Yeltsin insisted  the only remedy was further action in the form of mass privatization of the Russian economy. When Parliament rejected these reforms and suspended Yeltsin’s emergency powers, Yeltsin granted unlimited powers to himself unilaterally. 

When Parliament attempted to suspend Yeltsin’s presidency for this unconstitutional action, Yeltsin launched a military coup. Soldiers butchered protesters attempting to defend parliament. Foreign television stations were bombed to prevent their broadcasting to the outside world. 

On Oct. 4, 1993, Yeltsin’s tanks shelled the Russian Parliament with full Western support. The coup left an estimated 145 dead by official accounts, with realistic numbers being far higher. Members of Parliament were carted off to secret detention facilities in a manner reminiscent of Augusto Pinochet’s 1973 coup, backed by the U.S., in Chile. The U.S. supported the swift killing of newborn Russian democracy. 

Following the coup, Yeltsin imposed his own constitution, which allowed him to privatize huge sections of the Russian economy unilaterally.

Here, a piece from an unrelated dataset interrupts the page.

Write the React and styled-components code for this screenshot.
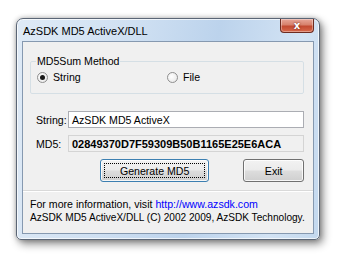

Unemployment skyrocketed, Russian society was taken over by a small number of capitalists, thus forming an oligarchy, and Russian life expectancy collapsed. In a very real sense, Yeltsin’s reforms amounted to  mass murder. 

In 1996 with the support of the U.S. State Department, Boris Yeltsin conducted massive electoral manipulation to ensure his reelection.

In 2000, the Russian people, who were fed up with a decade of misery and foreign plunder, elected Putin, Yeltsin’s chosen successor, by a slim margin. Putin was, of course, supported by the West against his left wing competitors. When Putin invaded the breakaway republic of Chechnya in 2000, with a scale of brutality and murder still unseen in Ukraine, the U.S. and Europe ignored the incursion. Following September 11, this butchery on Putin’s part became an asset to the U.S. as Chechnya was a Muslim republic which sheltered certain Islamist groups with alleged connections to Al-Qaeda.  

Putin’s strangulation of democracy in the years that followed was hardly surprising considering the foundations that had been laid by Western influence in the 1990s, with Yeltsin’s authoritarian constitution allowing Putin to act unhindered. 

Even as recently as 2021, Western media has continued to ignore the left-wing opposition, which has always made up the bulk of opposition to Russian authoritarianism. Instead they focus on far right figures such as Alexei Navalny, whose primary reservation with Putin being that the leader was not nationalistic and right wing enough. 

Besides Russia, NATO has insisted on increased military presence in former-Soviet republics in the years following the 2014 Crimea Crisis, measures which the Russian government has continually warned would lead to conflict. 

Even in 2022, with conflict appearing increasingly imminent, NATO and the West pressured President Zelensky into refusing the Minsk accords, which would have provided for the independence of the breakaway republics and the withdrawal of foreign militaries in exchange for peace. 

The result was that Putin’s authoritarian nationalistic government, which the U.S. is itself responsible for, was faced with two alternatives: invade or see a rapid military buildup of NATO forces on its doorstep in Ukraine. Putin, leading the nationalistic and militaristic regime that the West put in place to defend capitalistic economic reforms, chose to invade. 

Now as the fruits of our foreign anti-democratic interventions and crimes have come to bear, we in the West must not only recognize the criminality and brutality of Putin: We must also recognize that the responsibility for these events, to say nothing of the blood of countless Ukrainians, is pooling in our hands.